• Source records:
┄┄┄┄┄┄┄┄┄┄
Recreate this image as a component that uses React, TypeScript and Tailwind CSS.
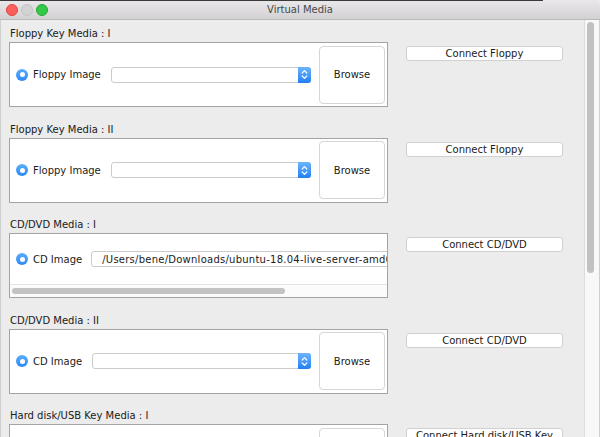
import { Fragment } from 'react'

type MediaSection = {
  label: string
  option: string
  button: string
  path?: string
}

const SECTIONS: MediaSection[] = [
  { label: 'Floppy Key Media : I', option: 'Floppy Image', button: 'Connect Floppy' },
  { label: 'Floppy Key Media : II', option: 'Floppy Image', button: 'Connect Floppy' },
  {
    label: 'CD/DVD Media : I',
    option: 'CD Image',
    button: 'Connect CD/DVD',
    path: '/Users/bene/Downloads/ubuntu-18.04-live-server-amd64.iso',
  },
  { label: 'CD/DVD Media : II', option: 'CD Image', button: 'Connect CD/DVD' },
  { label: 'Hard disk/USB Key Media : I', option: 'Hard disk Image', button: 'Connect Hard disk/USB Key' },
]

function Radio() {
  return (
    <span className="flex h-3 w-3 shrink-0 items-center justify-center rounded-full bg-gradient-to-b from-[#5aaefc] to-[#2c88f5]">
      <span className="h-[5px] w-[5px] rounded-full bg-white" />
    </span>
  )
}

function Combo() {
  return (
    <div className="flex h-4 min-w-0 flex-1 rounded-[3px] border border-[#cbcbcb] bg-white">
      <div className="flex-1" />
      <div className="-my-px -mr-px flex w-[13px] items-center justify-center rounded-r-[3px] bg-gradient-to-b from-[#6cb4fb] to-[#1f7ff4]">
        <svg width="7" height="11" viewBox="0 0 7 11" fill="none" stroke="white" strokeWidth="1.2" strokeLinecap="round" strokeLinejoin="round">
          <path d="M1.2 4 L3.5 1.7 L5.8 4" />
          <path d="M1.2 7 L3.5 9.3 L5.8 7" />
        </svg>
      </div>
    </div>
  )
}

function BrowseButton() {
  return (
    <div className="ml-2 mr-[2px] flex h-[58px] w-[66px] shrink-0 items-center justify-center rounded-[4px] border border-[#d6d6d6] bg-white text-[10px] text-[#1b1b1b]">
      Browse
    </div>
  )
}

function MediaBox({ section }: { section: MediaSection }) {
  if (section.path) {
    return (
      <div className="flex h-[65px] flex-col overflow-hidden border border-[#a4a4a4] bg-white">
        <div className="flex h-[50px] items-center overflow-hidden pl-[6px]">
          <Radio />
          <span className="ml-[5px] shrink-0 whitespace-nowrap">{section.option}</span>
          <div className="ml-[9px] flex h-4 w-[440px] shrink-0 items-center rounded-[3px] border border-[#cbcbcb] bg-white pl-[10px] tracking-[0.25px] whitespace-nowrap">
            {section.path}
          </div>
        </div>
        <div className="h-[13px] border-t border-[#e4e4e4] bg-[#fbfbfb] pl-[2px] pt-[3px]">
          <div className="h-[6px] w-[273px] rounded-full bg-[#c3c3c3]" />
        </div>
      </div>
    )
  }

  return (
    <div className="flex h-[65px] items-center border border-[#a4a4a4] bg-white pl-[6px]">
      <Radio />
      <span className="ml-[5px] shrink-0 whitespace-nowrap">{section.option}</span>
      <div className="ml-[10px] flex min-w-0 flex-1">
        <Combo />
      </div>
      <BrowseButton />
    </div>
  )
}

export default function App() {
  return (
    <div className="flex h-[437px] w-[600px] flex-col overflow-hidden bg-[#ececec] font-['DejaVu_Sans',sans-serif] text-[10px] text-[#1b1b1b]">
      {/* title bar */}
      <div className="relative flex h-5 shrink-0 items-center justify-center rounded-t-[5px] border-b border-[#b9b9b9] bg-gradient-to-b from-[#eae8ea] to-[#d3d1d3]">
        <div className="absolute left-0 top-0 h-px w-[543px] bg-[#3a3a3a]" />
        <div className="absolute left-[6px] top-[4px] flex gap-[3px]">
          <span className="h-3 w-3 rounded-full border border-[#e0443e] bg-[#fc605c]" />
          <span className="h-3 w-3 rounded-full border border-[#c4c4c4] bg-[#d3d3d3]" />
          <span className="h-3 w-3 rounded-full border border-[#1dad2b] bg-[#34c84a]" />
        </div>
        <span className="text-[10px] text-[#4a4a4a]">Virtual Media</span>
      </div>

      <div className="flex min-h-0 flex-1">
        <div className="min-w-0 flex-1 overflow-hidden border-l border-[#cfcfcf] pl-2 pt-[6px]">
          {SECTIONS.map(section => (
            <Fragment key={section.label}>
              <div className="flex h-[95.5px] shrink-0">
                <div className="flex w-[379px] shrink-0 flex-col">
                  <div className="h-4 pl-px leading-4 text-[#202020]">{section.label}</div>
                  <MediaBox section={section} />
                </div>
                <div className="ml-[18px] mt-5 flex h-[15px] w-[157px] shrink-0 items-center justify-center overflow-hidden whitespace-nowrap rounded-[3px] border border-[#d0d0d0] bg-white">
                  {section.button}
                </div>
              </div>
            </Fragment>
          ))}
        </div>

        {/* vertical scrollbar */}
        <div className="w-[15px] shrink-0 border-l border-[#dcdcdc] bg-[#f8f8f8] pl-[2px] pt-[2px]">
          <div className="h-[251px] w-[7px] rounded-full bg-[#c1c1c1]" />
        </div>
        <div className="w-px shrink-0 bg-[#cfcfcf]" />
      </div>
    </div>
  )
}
┄┄┄┄┄┄┄┄┄┄
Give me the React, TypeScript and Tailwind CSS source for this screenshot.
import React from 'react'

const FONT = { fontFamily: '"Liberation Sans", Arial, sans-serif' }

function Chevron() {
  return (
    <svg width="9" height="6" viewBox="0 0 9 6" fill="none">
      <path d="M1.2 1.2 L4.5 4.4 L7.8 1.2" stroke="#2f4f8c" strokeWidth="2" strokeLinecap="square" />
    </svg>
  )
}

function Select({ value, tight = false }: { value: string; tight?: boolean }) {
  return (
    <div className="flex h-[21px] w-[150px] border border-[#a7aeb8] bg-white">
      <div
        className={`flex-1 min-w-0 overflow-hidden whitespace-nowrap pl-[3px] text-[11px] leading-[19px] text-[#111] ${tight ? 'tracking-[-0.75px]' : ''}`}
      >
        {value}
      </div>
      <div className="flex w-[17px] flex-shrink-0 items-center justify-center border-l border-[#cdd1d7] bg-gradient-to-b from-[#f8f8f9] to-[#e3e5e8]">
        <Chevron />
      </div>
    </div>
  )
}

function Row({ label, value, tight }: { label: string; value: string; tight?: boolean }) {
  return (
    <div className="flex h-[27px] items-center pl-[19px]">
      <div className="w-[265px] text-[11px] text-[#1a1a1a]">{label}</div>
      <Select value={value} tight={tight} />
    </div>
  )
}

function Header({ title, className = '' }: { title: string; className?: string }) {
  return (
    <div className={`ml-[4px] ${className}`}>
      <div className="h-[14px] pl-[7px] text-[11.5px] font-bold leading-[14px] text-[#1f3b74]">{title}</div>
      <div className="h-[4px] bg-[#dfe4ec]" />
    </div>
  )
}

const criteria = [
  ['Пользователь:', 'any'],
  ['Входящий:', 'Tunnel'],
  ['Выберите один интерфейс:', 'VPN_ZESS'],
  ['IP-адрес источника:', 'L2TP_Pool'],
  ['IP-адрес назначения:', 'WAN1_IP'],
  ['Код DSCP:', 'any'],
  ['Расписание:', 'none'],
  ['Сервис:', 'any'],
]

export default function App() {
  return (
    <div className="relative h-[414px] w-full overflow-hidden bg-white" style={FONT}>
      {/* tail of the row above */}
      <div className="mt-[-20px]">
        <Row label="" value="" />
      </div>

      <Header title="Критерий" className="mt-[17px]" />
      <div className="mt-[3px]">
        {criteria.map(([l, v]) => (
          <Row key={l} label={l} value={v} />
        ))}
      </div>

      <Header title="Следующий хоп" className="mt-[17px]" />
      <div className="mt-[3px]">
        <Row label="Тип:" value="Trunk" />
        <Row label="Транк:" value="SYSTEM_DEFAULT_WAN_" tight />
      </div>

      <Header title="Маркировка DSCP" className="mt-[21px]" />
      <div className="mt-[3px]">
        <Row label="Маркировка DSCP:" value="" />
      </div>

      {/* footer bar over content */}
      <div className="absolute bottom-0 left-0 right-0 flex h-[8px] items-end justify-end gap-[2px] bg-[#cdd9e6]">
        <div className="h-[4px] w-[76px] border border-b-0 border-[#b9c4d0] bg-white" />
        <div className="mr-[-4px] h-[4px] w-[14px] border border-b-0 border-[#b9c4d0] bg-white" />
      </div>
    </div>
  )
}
┄┄┄┄┄┄┄┄┄┄
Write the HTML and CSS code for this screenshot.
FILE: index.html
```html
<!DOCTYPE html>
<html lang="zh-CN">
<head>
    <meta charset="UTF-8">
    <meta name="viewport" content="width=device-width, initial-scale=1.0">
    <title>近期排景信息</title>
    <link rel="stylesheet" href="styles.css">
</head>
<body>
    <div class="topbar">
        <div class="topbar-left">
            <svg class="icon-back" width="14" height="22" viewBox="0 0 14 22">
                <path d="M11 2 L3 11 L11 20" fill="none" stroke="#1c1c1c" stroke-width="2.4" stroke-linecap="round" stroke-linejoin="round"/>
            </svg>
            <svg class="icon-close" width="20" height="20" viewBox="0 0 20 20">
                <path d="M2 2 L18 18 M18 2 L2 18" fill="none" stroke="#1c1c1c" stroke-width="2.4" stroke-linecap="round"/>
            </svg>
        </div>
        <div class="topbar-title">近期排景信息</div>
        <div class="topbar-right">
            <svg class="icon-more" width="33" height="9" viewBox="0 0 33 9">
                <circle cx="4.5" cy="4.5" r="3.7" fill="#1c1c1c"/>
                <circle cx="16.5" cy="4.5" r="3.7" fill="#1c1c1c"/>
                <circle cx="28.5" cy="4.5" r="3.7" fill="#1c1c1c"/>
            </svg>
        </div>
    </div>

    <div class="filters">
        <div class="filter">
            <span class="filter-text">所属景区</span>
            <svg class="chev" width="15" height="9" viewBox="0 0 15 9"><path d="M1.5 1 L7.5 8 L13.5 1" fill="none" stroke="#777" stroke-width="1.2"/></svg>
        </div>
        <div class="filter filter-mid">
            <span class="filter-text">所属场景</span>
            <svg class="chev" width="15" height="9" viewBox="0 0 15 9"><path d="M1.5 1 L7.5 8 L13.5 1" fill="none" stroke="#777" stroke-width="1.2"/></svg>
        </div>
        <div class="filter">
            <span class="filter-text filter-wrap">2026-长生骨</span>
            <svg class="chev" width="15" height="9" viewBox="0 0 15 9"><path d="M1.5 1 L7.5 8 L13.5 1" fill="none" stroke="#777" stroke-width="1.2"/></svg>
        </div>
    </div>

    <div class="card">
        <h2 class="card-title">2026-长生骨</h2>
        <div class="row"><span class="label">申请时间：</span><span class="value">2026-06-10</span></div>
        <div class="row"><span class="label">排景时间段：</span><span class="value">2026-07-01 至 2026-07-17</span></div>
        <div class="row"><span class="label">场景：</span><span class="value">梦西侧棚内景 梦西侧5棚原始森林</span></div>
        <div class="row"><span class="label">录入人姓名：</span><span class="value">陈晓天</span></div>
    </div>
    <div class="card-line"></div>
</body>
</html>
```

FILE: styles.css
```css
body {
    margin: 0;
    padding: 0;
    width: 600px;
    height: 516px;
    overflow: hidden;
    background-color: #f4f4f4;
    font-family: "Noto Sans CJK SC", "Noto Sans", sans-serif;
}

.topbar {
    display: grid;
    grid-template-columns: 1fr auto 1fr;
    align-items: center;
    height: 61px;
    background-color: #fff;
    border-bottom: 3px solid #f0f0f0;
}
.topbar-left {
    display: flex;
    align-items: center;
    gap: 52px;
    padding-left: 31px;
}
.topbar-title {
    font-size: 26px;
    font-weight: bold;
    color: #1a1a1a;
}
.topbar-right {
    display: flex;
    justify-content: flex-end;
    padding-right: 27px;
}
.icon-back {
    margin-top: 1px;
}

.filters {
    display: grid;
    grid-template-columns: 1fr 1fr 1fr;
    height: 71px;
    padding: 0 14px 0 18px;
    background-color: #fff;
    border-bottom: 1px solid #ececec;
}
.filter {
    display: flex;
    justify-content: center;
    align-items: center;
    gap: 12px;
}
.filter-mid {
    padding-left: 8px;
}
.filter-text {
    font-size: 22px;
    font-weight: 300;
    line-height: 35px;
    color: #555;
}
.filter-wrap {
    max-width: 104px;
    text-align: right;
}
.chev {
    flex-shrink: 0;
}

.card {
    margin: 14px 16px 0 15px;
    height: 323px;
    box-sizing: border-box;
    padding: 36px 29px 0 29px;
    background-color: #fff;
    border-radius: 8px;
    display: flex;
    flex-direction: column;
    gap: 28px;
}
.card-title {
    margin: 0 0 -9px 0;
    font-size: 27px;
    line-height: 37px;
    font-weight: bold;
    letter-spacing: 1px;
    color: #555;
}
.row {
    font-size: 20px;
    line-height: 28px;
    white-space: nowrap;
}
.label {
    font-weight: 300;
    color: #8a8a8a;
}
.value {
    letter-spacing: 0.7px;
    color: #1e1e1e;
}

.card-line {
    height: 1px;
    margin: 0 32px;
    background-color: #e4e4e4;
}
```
┄┄┄┄┄┄┄┄┄┄
• Aim of the task: Return each line with "screenshot".

• Task result:
Give me the React, TypeScript and Tailwind CSS source for this screenshot.
Write the HTML and CSS code for this screenshot.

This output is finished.